In DRP, it is crucial to prioritize recovery services relative to their contribution to the business. Not all services are created equal, nor should the investment in recovery efforts be the same.
Steps after BIA
While no two DRPs are alike, subsequent steps revolve around a central framework to support the organization’s objectives as defined by the RPO and RTOs identified.
An example of subsequent steps would resemble the following:
- Set Clear Recovery Objectives
- Identify Professionals and Stakeholders– internal and external
- Document Existing Network Infrastructure
- Identify and Select Recovery Processes
- Define an Incident Criteria Checklist
- Document Disaster Recovery Procedures
- Identify Intervals for Testing and Test
- Continuously Update DRP
With the constantly changing world and business environment, the DRP needs to be constantly updated and tested regularly. Most IT managers view technology initiatives as projects with milestones and deliverables that have start and completion dates. In contrast, DRP is not a project; rather, it is a program that must be maintained and revisited often to stay ahead of emerging threats, address evolving business targets, and leverage technology advances.

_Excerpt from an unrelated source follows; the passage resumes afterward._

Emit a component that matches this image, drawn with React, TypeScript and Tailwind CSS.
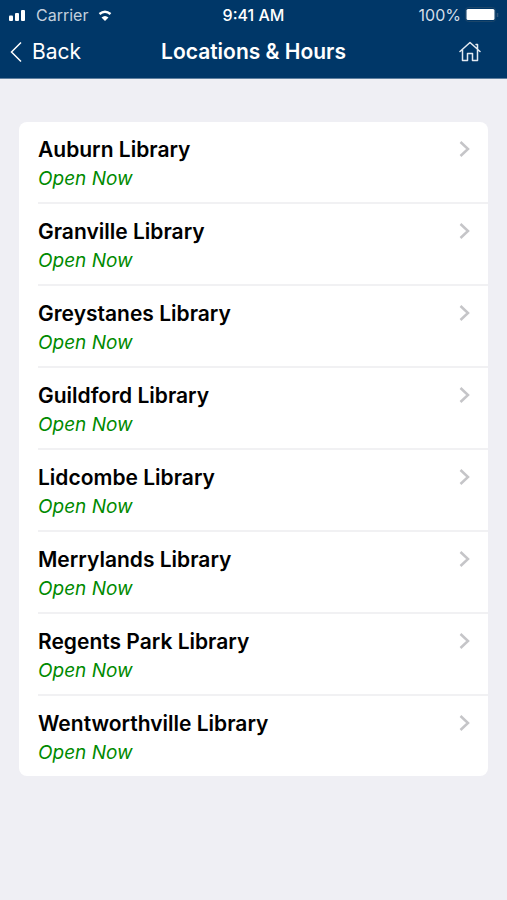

Although there is no standard frequency for reviewing and updating your disaster recovery plan, you should review, test and update your DRP at least annually to make sure everything is functioning as expected. Quarterly updates and reviews are even better.
Constant testing ultimately unveils limitations in your existing DRP. Keep eliminating these flaws so that the new changes will be aligned with your company’s requirements.
Data processing operations are volatile in nature, resulting in frequent changes to equipment, programs and documentation. These actions make it critical to consider the plan as a living, breathing and ever-changing document.
Disaster recovery planning should also serve to streamline technology processes, identify and refresh hardware, and reduce the risk of human error. You are not just preparing to recover from a disaster. You are working to make your business more bullet-proof, efficient, and as profitable as possible.